Una recente decisione della Corte di Giustizia tributaria di secondo grado della Calabria è intervenuta sul tema dell’onere della prova in caso di accertamento integrativo, che – è necessario precisarlo – si configura quando l’amministrazione finanziaria, dopo aver notificato a un contribuente un avviso di accertamento in materia di imposte dirette e/o iva, provvede a notificargli un altro e diverso accertamento, appunto integrativo di quello originario, per aver individuato [a seguito evidentemente di successive attività istruttorie] ulteriori violazioni delle norme fiscali riguardanti la stessa annualità oggetto dell’accertamento originario.
Questa attività istruttoria dell’Agenzia delle Entrate è disciplinata dall’art. 43, comma 3, DPR 600/1973 [imposte dirette] – e dall’art. 57, comma 4, DPR 633/1972 [iva].
Art. 43, comma 3, DPR 600/1973: “Fino alla scadenza del termine stabilito nei commi precedenti l’accertamento può essere integrato o modificato in aumento mediante la notificazione di nuovi avvisi, in base alla sopravvenuta conoscenza di nuovi elementi da parte dell’Agenzia delle entrate. Nell’avviso devono essere specificamente indicati, a pena di nullità, i nuovi elementi e gli atti o fatti attraverso i quali sono venuti a conoscenza dell’ufficio delle imposte”.
Art. 57, comma 4, DPR 633/1972: “Fino alla scadenza del termine stabilito nei commi precedenti le rettifiche e gli accertamenti possono essere integrati o modificati, mediante la notificazione di nuovi avvisi, in base alla sopravvenuta conoscenza di nuovi
elementi da parte dell’Agenzia delle entrate. Nell’avviso devono essere specificamente indicati, a pena di nullità, i nuovi elementi e gli atti o fatti attraverso i quali sono venuti a conoscenza dell’ufficio dell’imposta sul valore aggiunto”.

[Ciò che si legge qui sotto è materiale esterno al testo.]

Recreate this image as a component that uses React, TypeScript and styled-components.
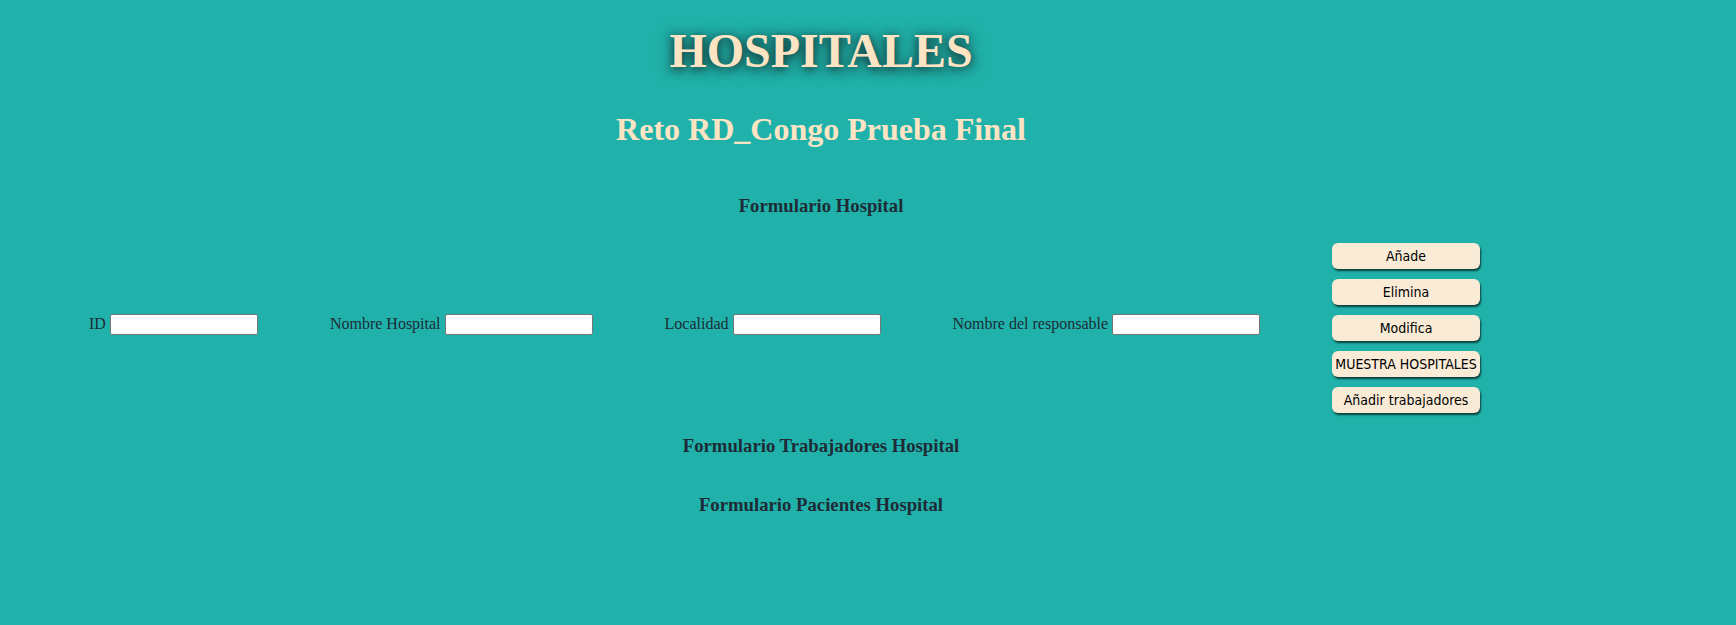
import React from "react";
import styled, { createGlobalStyle } from "styled-components";

const GlobalStyle = createGlobalStyle`
  html, body {
    margin: 0;
    padding: 0;
    background: #20b2aa;
  }
  body {
    font-family: "Liberation Serif", "Times New Roman", serif;
    color: #1e2b36;
  }
`;

const Page = styled.div`
  display: flex;
  flex-direction: column;
  min-height: 625px;
  padding-top: 23px;
  box-sizing: border-box;
`;

const Centered = styled.div`
  padding-right: 94px;
  text-align: center;
`;

const Title = styled.h1`
  margin: 0;
  font-size: 48px;
  line-height: 56px;
  font-weight: bold;
  color: #ffe4c4;
  text-shadow: 0 2px 10px rgba(20, 45, 45, 0.95), 0 2px 18px rgba(20, 45, 45, 0.6);
`;

const Subtitle = styled.h2`
  margin: 32px 0 0;
  font-size: 32px;
  line-height: 37px;
  font-weight: bold;
  color: #ffe4c4;
`;

const SectionTitle = styled.h3<{ $top: number }>`
  margin: ${(p) => p.$top}px 0 0;
  font-size: 18.72px;
  line-height: 22px;
  font-weight: bold;
  color: #1e2b36;
`;

const FormRow = styled.div`
  display: flex;
  align-items: center;
  gap: 72px;
  margin-top: 18px;
  padding-left: 89px;
`;

const Field = styled.label`
  display: flex;
  align-items: center;
  gap: 4px;
  font-size: 16px;
  line-height: 18px;
  color: #1e2b36;
`;

const TextInput = styled.input`
  width: 148px;
  height: 21px;
  box-sizing: border-box;
  border: 1px solid #767676;
  border-radius: 2px;
  background: #ffffff;
  padding: 1px 2px;
  font-size: 13px;
`;

const ButtonColumn = styled.div`
  display: flex;
  flex-direction: column;
  gap: 10px;
  padding-top: 8px;
`;

const ActionButton = styled.button`
  width: 148px;
  height: 26px;
  padding: 0;
  border: none;
  border-radius: 6px;
  background: #faebd7;
  color: #000;
  font-family: "DejaVu Sans Condensed", "DejaVu Sans", sans-serif;
  font-stretch: condensed;
  font-size: 14px;
  white-space: nowrap;
  box-shadow: 1px 2px 2px rgba(0, 0, 0, 0.65);
  cursor: pointer;
`;

const fields = ["ID", "Nombre Hospital", "Localidad", "Nombre del responsable"];
const buttons = ["Añade", "Elimina", "Modifica", "MUESTRA HOSPITALES", "Añadir trabajadores"];

export default function App() {
  return (
    <>
      <GlobalStyle />
      <Page>
        <Centered>
          <Title>HOSPITALES</Title>
          <Subtitle>Reto RD_Congo Prueba Final</Subtitle>
          <SectionTitle $top={47}>Formulario Hospital</SectionTitle>
        </Centered>
        <FormRow>
          {fields.map((f) => (
            <Field key={f}>
              {f}
              <TextInput type="text" />
            </Field>
          ))}
          <ButtonColumn>
            {buttons.map((b) => (
              <ActionButton key={b}>{b}</ActionButton>
            ))}
          </ButtonColumn>
        </FormRow>
        <Centered>
          <SectionTitle $top={22}>Formulario Trabajadores Hospital</SectionTitle>
          <SectionTitle $top={37}>Formulario Pacientes Hospital</SectionTitle>
        </Centered>
      </Page>
    </>
  );
}
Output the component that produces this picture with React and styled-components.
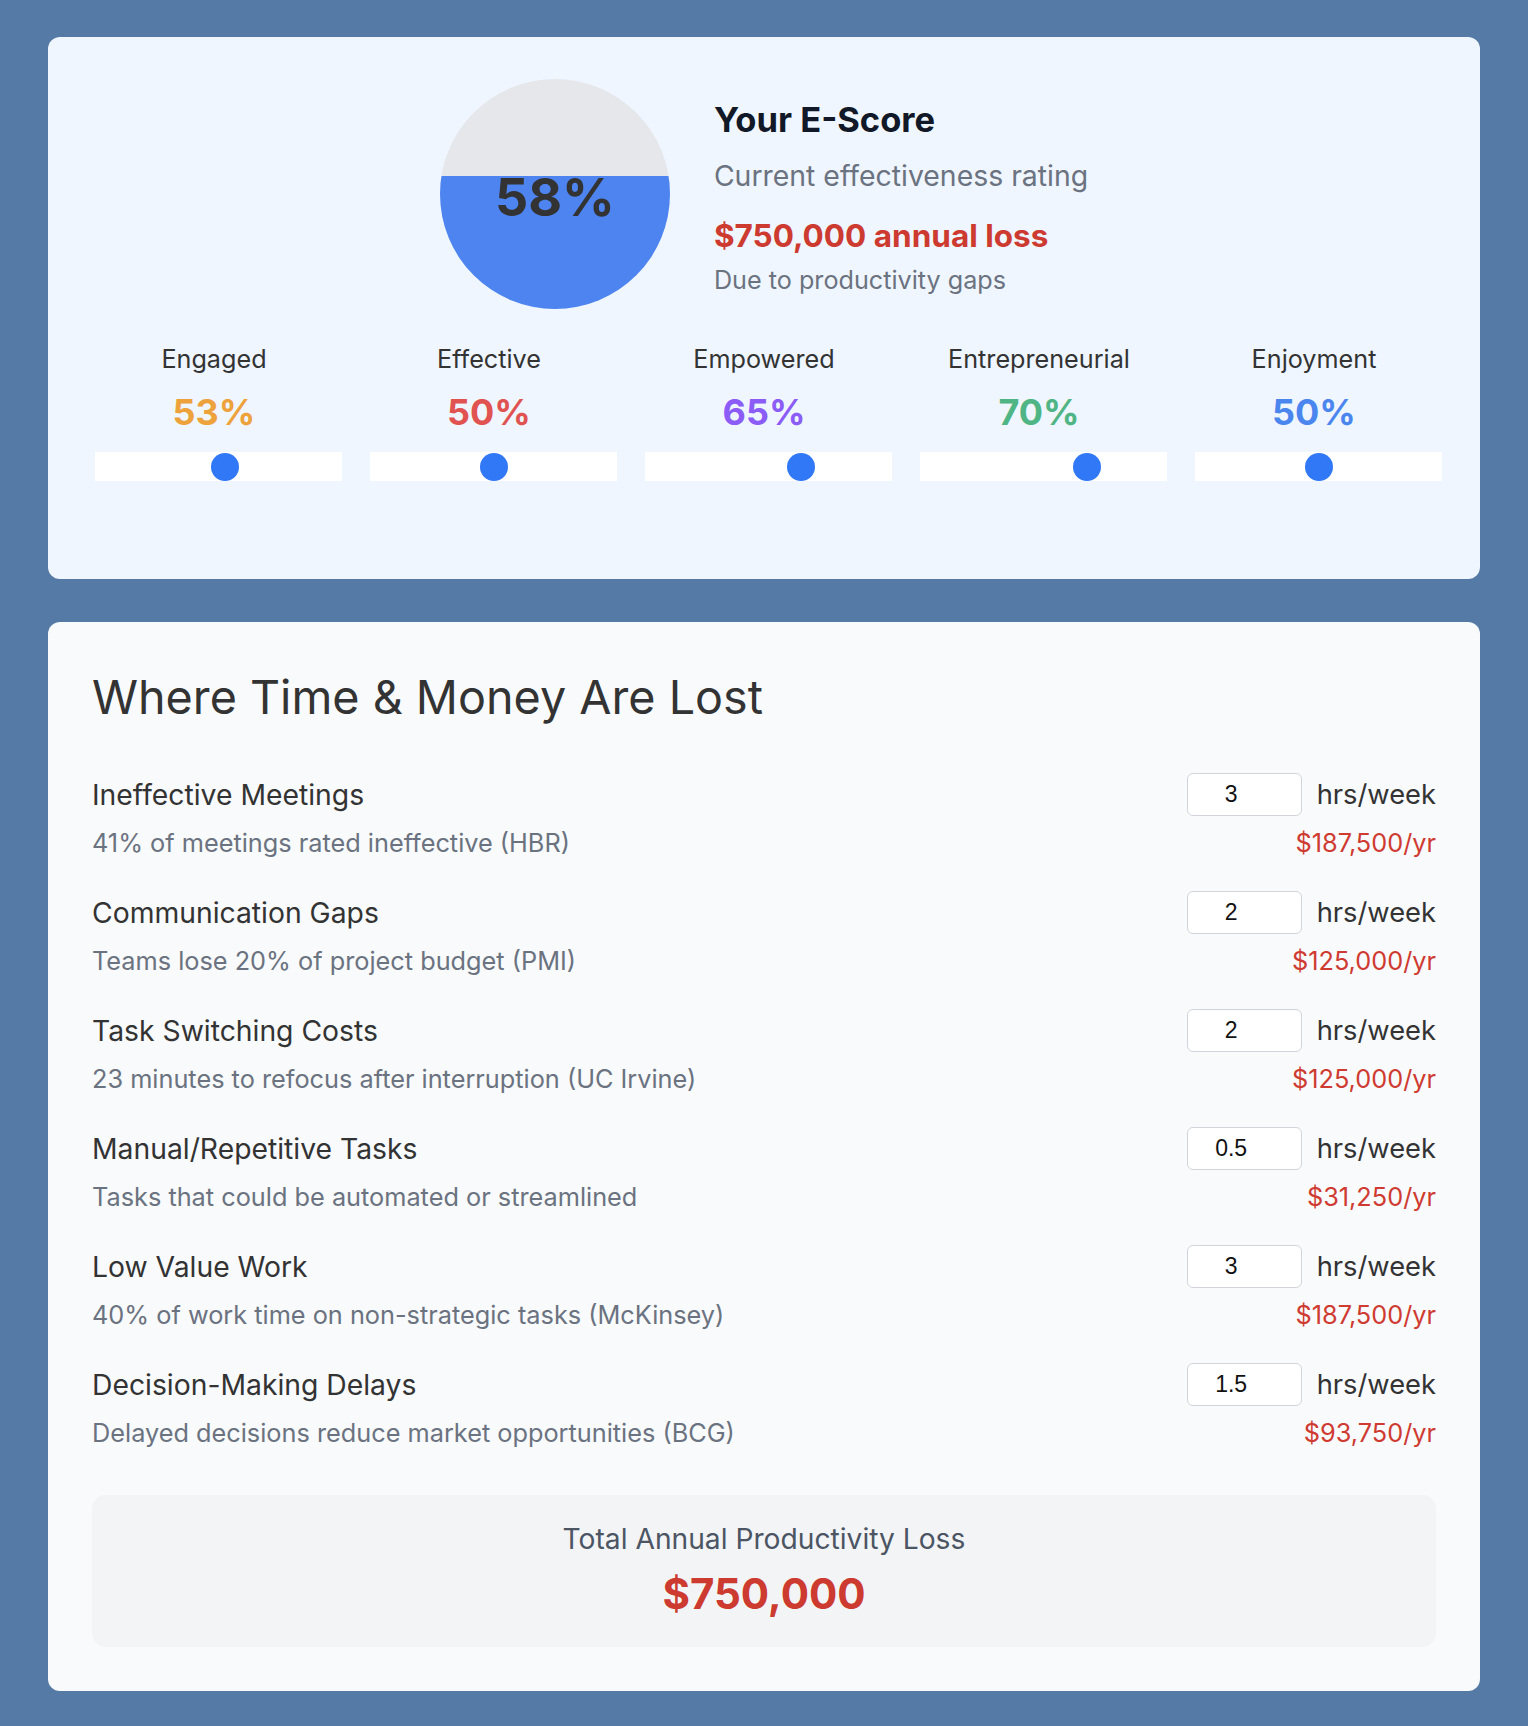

Quindi, in sostanza, sia in caso di imposte dirette che in caso di IVA, nel momento in cui l’AdE – dopo aver emesso un primo avviso di accertamento – viene a conoscenza di nuovi dati e/o elementi, può legittimamente procedere all’emissione di successivi avvisi volti per l’appunto a integrare e/o comunque modificare quanto contenuto nel primo avviso.
Tornando alla sentenza citata all’inizio, i giudici tributari calabresi di secondo grado hanno chiarito che un atto di accertamento integrativo postula che gli elementi assunti a fondamento di quest’ultimo siano effettivamente nuovi rispetto a quelli presi a base del primo avviso, e però – eccoci al punto – il carattere della novità è sostanzialmente presunto nell’azione dell’AdE, cosicché dovrà essere il contribuente a dimostrare che l’accertamento non presenti il carattere della novità.
Ricordiamo da ultimo che questo orientamento era stato già affermato dalla Cassazione in una sentenza del 2020.